>> START

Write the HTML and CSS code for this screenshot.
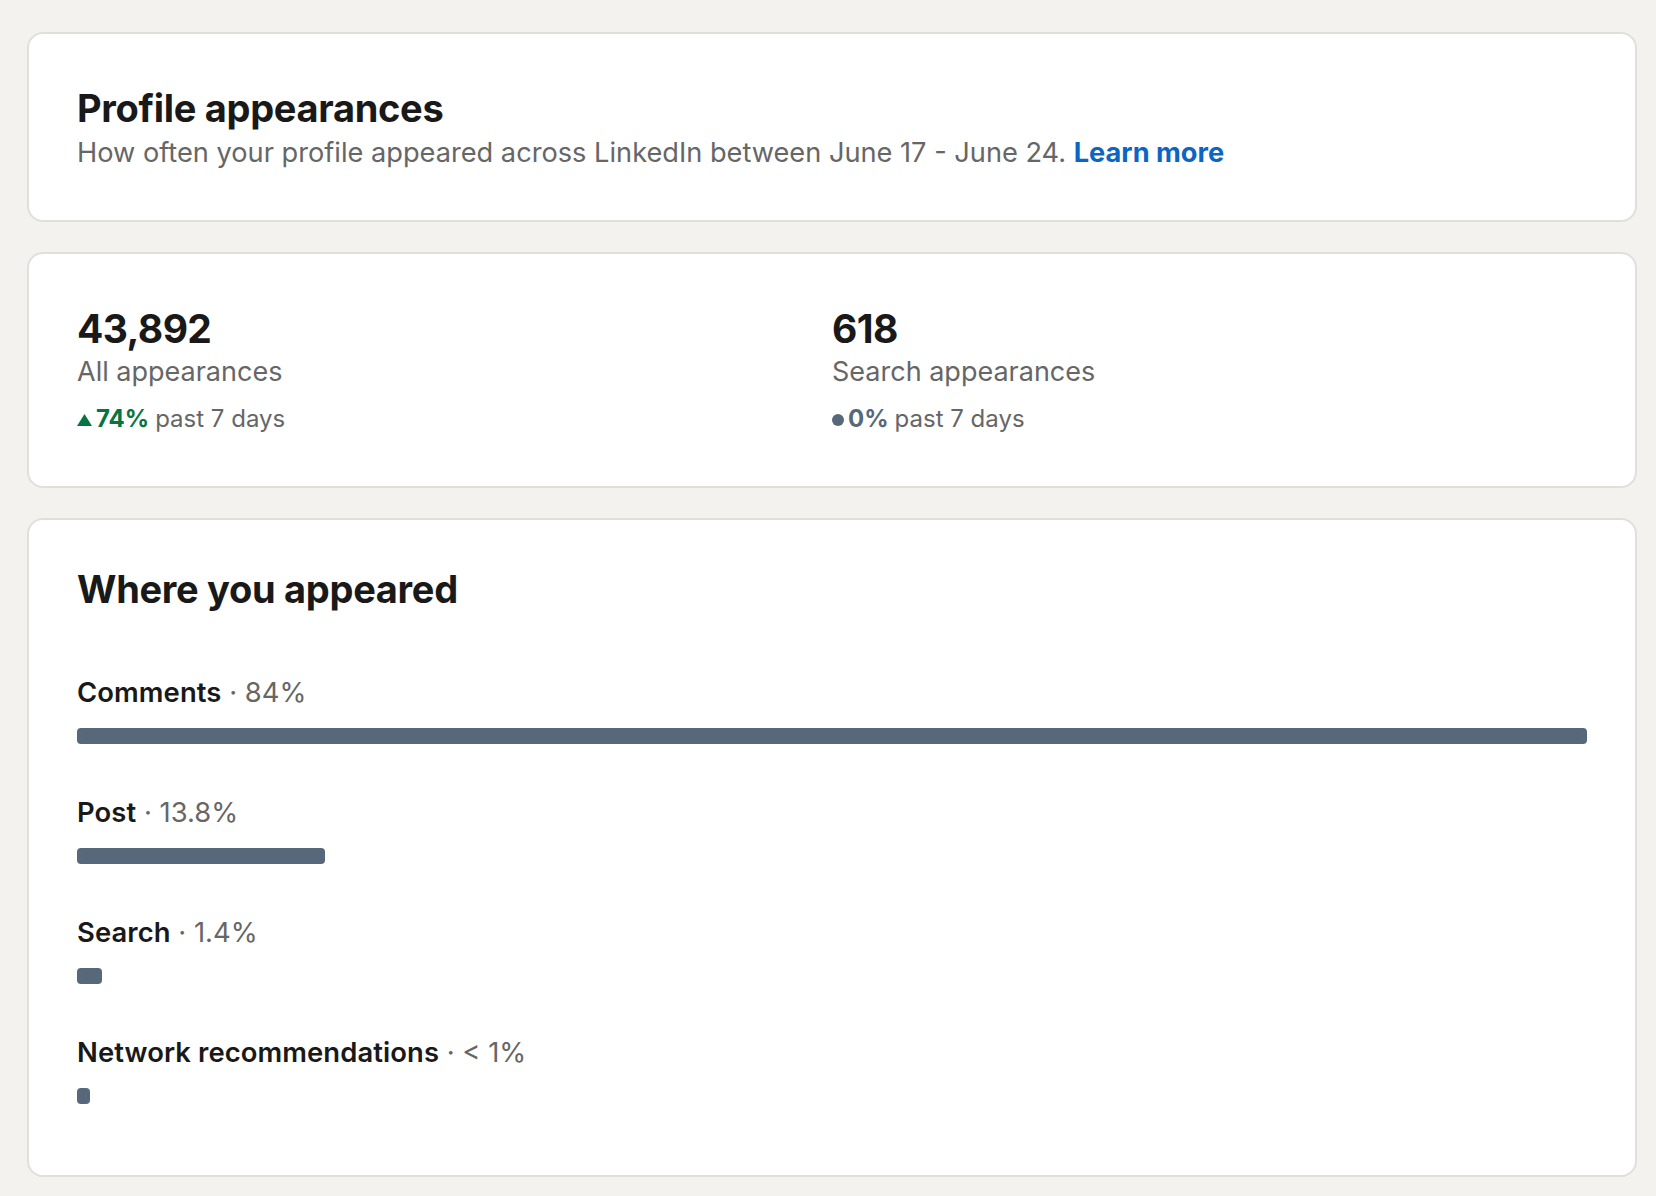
FILE: index.html
```html
<!DOCTYPE html>
<html lang="en">
<head>
<meta charset="utf-8">
<title>Profile appearances</title>
<link rel="stylesheet" href="styles.css">
</head>
<body>
<main class="page">
  <section class="card intro">
    <h1 class="card-title">Profile appearances</h1>
    <p class="subtitle">How often your profile appeared across LinkedIn between June 17 - June 24. <a class="link" href="#">Learn more</a></p>
  </section>

  <section class="card stats">
    <div class="stat">
      <div class="stat-value">43,892</div>
      <div class="stat-label">All appearances</div>
      <div class="trend">
        <svg class="trend-icon" width="15" height="12" viewBox="0 0 15 12" aria-hidden="true"><polygon points="7.5,0 15,12 0,12" fill="#057642"/></svg>
        <span class="trend-up">74%</span>
        <span class="trend-text">past 7 days</span>
      </div>
    </div>
    <div class="stat">
      <div class="stat-value">618</div>
      <div class="stat-label">Search appearances</div>
      <div class="trend">
        <span class="trend-dot"></span>
        <span class="trend-flat">0%</span>
        <span class="trend-text">past 7 days</span>
      </div>
    </div>
  </section>

  <section class="card where">
    <h2 class="card-title where-title">Where you appeared</h2>
    <ul class="sources">
      <li class="source">
        <div class="source-label"><span class="source-name">Comments</span><span class="source-pct"> · 84%</span></div>
        <div class="bar" style="width:100%"></div>
      </li>
      <li class="source">
        <div class="source-label"><span class="source-name">Post</span><span class="source-pct"> · 13.8%</span></div>
        <div class="bar" style="width:16.43%"></div>
      </li>
      <li class="source">
        <div class="source-label"><span class="source-name">Search</span><span class="source-pct"> · 1.4%</span></div>
        <div class="bar" style="width:25px"></div>
      </li>
      <li class="source">
        <div class="source-label"><span class="source-name">Network recommendations</span><span class="source-pct"> · &lt; 1%</span></div>
        <div class="bar" style="width:13px"></div>
      </li>
    </ul>
  </section>
</main>
</body>
</html>
```

FILE: styles.css
```css
* {
  box-sizing: border-box;
}

html, body {
  margin: 0;
  padding: 0;
  background: #f3f2ef;
}

body {
  font-family: "Inter", "Roboto", "Liberation Sans", sans-serif;
  color: #191919;
  -webkit-font-smoothing: antialiased;
}

.page {
  width: 1610px;
  margin-left: 27px;
  padding-top: 32px;
  padding-bottom: 19px;
  display: flex;
  flex-direction: column;
  gap: 30px;
}

.card {
  background: #ffffff;
  border: 2px solid #e0dfdb;
  border-radius: 16px;
  padding: 48px;
}

.card-title {
  margin: 0;
  font-size: 38px;
  line-height: 52px;
  font-weight: 700;
  letter-spacing: -0.3px;
  color: #191919;
}

.subtitle {
  margin: 0;
  font-size: 27.2px;
  line-height: 38px;
  font-weight: 400;
  color: #666666;
}

.link {
  color: #0a66c2;
  font-weight: 700;
  text-decoration: none;
}

/* stats */
.stats {
  display: grid;
  grid-template-columns: 1fr 1fr;
}

.stat-value {
  font-size: 39px;
  line-height: 54px;
  font-weight: 700;
  letter-spacing: -0.6px;
  color: #191919;
}

.stat-label {
  font-size: 27px;
  line-height: 32px;
  color: #666666;
}

.trend {
  margin-top: 12px;
  display: flex;
  align-items: baseline;
  font-size: 24px;
  line-height: 38px;
  color: #666666;
}

.trend-icon {
  align-self: center;
  margin-right: 4px;
  position: relative;
  top: 1px;
}

.trend-up {
  color: #057642;
  font-weight: 700;
  margin-right: 6px;
}

.trend-dot {
  width: 12px;
  height: 12px;
  border-radius: 50%;
  background: #56687a;
  align-self: center;
  margin-right: 4px;
  position: relative;
  top: 1px;
}

.trend-flat {
  color: #56687a;
  font-weight: 700;
  margin-right: 6px;
}

/* where */
.where {
  padding-bottom: 71px;
}

.where-title {
  line-height: 42px;
}

.sources {
  list-style: none;
  margin: 64px 0 0;
  padding: 0;
  display: flex;
  flex-direction: column;
  gap: 50px;
}

.source {
  display: flex;
  flex-direction: column;
  gap: 18px;
}

.source-label {
  font-size: 27.4px;
  line-height: 36px;
  height: 36px;
}

.source-name {
  font-weight: 600;
  letter-spacing: 0.1px;
  color: #191919;
}

.source-pct {
  color: #666666;
}

.bar {
  height: 16px;
  background: #56687a;
  border-radius: 4px;
}
```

>> END

* _Requirements_
Omit the pictures and give the material again, exactly and in full.

* _Answer in full_
Write the HTML and CSS code for this screenshot.
FILE: index.html
```html
<!DOCTYPE html>
<html lang="en">
<head>
<meta charset="utf-8">
<title>Profile appearances</title>
<link rel="stylesheet" href="styles.css">
</head>
<body>
<main class="page">
  <section class="card intro">
    <h1 class="card-title">Profile appearances</h1>
    <p class="subtitle">How often your profile appeared across LinkedIn between June 17 - June 24. <a class="link" href="#">Learn more</a></p>
  </section>

  <section class="card stats">
    <div class="stat">
      <div class="stat-value">43,892</div>
      <div class="stat-label">All appearances</div>
      <div class="trend">
        <svg class="trend-icon" width="15" height="12" viewBox="0 0 15 12" aria-hidden="true"><polygon points="7.5,0 15,12 0,12" fill="#057642"/></svg>
        <span class="trend-up">74%</span>
        <span class="trend-text">past 7 days</span>
      </div>
    </div>
    <div class="stat">
      <div class="stat-value">618</div>
      <div class="stat-label">Search appearances</div>
      <div class="trend">
        <span class="trend-dot"></span>
        <span class="trend-flat">0%</span>
        <span class="trend-text">past 7 days</span>
      </div>
    </div>
  </section>

  <section class="card where">
    <h2 class="card-title where-title">Where you appeared</h2>
    <ul class="sources">
      <li class="source">
        <div class="source-label"><span class="source-name">Comments</span><span class="source-pct"> · 84%</span></div>
        <div class="bar" style="width:100%"></div>
      </li>
      <li class="source">
        <div class="source-label"><span class="source-name">Post</span><span class="source-pct"> · 13.8%</span></div>
        <div class="bar" style="width:16.43%"></div>
      </li>
      <li class="source">
        <div class="source-label"><span class="source-name">Search</span><span class="source-pct"> · 1.4%</span></div>
        <div class="bar" style="width:25px"></div>
      </li>
      <li class="source">
        <div class="source-label"><span class="source-name">Network recommendations</span><span class="source-pct"> · &lt; 1%</span></div>
        <div class="bar" style="width:13px"></div>
      </li>
    </ul>
  </section>
</main>
</body>
</html>
```

FILE: styles.css
```css
* {
  box-sizing: border-box;
}

html, body {
  margin: 0;
  padding: 0;
  background: #f3f2ef;
}

body {
  font-family: "Inter", "Roboto", "Liberation Sans", sans-serif;
  color: #191919;
  -webkit-font-smoothing: antialiased;
}

.page {
  width: 1610px;
  margin-left: 27px;
  padding-top: 32px;
  padding-bottom: 19px;
  display: flex;
  flex-direction: column;
  gap: 30px;
}

.card {
  background: #ffffff;
  border: 2px solid #e0dfdb;
  border-radius: 16px;
  padding: 48px;
}

.card-title {
  margin: 0;
  font-size: 38px;
  line-height: 52px;
  font-weight: 700;
  letter-spacing: -0.3px;
  color: #191919;
}

.subtitle {
  margin: 0;
  font-size: 27.2px;
  line-height: 38px;
  font-weight: 400;
  color: #666666;
}

.link {
  color: #0a66c2;
  font-weight: 700;
  text-decoration: none;
}

/* stats */
.stats {
  display: grid;
  grid-template-columns: 1fr 1fr;
}

.stat-value {
  font-size: 39px;
  line-height: 54px;
  font-weight: 700;
  letter-spacing: -0.6px;
  color: #191919;
}

.stat-label {
  font-size: 27px;
  line-height: 32px;
  color: #666666;
}

.trend {
  margin-top: 12px;
  display: flex;
  align-items: baseline;
  font-size: 24px;
  line-height: 38px;
  color: #666666;
}

.trend-icon {
  align-self: center;
  margin-right: 4px;
  position: relative;
  top: 1px;
}

.trend-up {
  color: #057642;
  font-weight: 700;
  margin-right: 6px;
}

.trend-dot {
  width: 12px;
  height: 12px;
  border-radius: 50%;
  background: #56687a;
  align-self: center;
  margin-right: 4px;
  position: relative;
  top: 1px;
}

.trend-flat {
  color: #56687a;
  font-weight: 700;
  margin-right: 6px;
}

/* where */
.where {
  padding-bottom: 71px;
}

.where-title {
  line-height: 42px;
}

.sources {
  list-style: none;
  margin: 64px 0 0;
  padding: 0;
  display: flex;
  flex-direction: column;
  gap: 50px;
}

.source {
  display: flex;
  flex-direction: column;
  gap: 18px;
}

.source-label {
  font-size: 27.4px;
  line-height: 36px;
  height: 36px;
}

.source-name {
  font-weight: 600;
  letter-spacing: 0.1px;
  color: #191919;
}

.source-pct {
  color: #666666;
}

.bar {
  height: 16px;
  background: #56687a;
  border-radius: 4px;
}
```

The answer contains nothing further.